- [Problem to work on] Report the number of lines containing "size", with no other words.

- [Material provided]
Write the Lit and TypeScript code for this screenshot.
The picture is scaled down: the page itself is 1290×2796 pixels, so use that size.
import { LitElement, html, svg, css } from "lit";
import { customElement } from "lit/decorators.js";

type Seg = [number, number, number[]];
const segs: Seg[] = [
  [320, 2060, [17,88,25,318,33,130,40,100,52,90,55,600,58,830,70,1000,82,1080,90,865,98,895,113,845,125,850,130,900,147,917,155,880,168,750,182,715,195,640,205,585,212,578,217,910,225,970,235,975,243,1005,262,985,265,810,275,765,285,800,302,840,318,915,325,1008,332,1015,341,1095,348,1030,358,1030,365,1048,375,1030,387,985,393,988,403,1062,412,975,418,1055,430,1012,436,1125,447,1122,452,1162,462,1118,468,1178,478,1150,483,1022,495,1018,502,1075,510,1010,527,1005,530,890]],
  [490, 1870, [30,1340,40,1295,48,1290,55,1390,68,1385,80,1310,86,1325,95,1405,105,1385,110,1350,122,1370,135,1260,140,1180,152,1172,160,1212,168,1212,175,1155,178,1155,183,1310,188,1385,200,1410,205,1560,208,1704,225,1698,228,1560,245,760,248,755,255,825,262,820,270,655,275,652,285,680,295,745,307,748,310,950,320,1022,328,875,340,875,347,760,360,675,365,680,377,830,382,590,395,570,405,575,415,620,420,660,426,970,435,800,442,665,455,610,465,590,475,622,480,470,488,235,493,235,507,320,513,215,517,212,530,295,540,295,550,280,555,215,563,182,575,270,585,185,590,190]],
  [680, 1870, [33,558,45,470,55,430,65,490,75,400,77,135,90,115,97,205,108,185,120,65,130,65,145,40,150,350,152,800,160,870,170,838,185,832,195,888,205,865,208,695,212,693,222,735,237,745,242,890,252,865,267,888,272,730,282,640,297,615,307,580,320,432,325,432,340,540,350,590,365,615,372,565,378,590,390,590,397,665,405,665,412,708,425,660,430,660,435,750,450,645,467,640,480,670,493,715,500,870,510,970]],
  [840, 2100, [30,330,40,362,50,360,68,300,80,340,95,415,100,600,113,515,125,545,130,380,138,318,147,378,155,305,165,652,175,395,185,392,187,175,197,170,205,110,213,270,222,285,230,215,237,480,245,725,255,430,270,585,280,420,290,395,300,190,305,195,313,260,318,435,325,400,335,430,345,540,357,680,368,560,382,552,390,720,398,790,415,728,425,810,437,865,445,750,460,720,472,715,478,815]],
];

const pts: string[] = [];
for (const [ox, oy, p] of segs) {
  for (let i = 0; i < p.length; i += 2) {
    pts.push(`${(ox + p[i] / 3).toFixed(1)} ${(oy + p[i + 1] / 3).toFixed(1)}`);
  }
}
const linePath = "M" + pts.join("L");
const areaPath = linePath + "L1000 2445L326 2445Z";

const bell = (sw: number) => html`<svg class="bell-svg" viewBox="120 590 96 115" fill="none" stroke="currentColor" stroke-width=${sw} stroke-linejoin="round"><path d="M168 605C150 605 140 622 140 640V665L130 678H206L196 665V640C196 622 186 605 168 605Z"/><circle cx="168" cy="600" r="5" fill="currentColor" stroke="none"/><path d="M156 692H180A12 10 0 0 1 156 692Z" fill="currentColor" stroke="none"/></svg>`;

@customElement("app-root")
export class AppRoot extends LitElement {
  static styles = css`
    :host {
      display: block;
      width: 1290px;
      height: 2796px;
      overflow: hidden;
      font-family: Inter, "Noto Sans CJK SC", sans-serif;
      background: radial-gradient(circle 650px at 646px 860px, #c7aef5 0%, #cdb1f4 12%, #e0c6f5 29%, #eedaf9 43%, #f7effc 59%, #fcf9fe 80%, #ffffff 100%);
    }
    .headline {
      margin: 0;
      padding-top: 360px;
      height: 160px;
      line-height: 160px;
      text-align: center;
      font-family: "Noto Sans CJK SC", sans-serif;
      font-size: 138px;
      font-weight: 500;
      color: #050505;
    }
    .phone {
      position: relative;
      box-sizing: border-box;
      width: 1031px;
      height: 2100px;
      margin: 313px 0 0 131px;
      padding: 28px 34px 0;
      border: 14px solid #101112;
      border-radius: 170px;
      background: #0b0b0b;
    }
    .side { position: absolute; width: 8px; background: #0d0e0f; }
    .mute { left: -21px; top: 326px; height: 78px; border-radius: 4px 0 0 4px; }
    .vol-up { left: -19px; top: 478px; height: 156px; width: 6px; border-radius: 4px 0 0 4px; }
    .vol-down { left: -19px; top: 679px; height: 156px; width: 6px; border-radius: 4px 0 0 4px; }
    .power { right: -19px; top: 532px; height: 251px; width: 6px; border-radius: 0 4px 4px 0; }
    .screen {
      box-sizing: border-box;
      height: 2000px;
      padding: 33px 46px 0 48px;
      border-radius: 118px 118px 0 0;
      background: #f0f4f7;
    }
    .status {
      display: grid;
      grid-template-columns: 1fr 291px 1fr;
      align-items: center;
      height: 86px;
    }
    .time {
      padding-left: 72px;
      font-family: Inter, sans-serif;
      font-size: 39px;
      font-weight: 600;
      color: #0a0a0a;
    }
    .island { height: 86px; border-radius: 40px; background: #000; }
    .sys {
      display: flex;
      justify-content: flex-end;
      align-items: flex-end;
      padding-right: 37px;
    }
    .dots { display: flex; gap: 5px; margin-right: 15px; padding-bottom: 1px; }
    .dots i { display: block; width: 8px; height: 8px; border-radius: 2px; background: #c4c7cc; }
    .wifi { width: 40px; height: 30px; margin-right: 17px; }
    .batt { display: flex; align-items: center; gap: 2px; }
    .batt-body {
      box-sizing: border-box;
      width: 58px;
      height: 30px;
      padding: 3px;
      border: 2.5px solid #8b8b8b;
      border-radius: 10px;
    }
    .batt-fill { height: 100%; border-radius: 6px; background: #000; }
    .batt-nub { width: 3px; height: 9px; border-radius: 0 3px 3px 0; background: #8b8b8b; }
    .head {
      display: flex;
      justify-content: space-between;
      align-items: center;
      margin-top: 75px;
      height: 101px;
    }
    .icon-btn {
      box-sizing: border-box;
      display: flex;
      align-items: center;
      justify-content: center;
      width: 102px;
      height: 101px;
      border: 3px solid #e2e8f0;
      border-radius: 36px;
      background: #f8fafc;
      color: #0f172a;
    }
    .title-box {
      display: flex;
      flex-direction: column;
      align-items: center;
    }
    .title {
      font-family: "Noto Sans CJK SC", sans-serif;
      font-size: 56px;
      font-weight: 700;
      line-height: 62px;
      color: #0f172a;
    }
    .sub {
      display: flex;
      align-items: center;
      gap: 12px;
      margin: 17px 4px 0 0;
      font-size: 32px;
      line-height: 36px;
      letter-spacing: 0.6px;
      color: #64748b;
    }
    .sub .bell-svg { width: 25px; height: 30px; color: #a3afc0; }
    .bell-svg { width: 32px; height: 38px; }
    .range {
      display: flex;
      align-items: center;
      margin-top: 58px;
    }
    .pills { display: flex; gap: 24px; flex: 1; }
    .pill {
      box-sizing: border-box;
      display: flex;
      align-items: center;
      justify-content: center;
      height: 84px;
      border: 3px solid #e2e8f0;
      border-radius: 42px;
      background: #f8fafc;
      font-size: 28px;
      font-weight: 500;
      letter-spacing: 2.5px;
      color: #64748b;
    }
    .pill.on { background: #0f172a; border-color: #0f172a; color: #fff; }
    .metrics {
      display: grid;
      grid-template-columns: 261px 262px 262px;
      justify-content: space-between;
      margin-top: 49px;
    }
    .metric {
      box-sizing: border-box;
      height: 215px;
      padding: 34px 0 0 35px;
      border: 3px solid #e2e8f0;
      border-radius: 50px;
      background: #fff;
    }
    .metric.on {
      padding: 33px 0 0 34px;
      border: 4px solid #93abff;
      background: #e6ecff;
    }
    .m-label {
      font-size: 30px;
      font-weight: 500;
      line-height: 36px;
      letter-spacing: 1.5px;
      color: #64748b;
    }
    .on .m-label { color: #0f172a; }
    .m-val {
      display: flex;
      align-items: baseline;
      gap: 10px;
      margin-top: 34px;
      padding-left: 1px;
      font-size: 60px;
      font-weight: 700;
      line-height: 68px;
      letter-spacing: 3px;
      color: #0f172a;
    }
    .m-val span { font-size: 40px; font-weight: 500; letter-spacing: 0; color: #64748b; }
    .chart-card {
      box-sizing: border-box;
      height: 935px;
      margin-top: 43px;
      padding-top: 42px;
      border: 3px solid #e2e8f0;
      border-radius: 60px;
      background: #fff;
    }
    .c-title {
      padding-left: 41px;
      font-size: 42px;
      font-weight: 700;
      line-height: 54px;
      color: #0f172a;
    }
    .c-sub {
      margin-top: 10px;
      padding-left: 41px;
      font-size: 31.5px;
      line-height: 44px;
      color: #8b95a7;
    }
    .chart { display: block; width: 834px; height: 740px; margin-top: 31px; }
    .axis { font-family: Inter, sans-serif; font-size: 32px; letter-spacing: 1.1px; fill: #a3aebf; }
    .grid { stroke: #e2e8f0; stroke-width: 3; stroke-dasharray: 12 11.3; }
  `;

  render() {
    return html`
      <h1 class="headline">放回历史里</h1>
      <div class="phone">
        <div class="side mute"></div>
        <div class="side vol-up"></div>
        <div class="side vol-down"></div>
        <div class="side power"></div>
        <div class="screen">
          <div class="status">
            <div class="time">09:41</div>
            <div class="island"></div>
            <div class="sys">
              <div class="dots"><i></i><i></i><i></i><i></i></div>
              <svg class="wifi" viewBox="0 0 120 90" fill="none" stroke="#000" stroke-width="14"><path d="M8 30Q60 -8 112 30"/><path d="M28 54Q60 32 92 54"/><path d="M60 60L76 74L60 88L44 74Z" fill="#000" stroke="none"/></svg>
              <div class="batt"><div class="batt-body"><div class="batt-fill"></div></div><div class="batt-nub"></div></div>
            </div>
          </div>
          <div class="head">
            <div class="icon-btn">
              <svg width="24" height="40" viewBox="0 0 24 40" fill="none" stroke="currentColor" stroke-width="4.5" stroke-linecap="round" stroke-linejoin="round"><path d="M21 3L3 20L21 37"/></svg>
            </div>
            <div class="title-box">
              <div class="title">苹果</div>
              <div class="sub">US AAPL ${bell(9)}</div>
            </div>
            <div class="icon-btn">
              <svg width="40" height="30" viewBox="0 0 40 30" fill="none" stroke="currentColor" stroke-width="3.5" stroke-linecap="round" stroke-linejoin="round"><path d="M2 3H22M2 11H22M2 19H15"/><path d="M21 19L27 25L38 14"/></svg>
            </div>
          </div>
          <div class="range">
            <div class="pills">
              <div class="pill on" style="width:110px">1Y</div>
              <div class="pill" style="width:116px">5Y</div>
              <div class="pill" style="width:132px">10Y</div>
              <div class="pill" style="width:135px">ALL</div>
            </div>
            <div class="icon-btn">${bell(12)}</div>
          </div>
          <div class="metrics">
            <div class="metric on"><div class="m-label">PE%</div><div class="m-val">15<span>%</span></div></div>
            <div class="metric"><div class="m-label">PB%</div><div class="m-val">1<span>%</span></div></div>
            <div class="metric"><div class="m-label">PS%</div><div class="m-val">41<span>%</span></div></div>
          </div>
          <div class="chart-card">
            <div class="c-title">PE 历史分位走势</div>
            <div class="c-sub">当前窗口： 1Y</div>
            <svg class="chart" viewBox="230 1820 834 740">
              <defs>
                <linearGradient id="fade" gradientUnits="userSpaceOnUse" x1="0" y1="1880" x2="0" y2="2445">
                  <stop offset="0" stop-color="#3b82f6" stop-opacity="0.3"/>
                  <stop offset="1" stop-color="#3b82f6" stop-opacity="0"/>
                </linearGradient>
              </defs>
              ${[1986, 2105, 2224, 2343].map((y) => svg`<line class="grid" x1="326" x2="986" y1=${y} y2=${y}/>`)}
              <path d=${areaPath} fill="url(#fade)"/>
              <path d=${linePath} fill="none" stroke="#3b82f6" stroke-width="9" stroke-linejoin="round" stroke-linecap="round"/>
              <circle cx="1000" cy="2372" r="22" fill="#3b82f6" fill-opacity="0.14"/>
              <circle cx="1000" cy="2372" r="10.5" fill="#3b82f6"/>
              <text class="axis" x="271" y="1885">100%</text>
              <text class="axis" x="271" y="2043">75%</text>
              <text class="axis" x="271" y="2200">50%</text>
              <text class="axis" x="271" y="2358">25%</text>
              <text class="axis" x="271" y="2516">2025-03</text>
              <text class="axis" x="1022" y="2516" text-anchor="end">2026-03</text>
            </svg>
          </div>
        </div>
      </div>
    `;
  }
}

- [Response] 12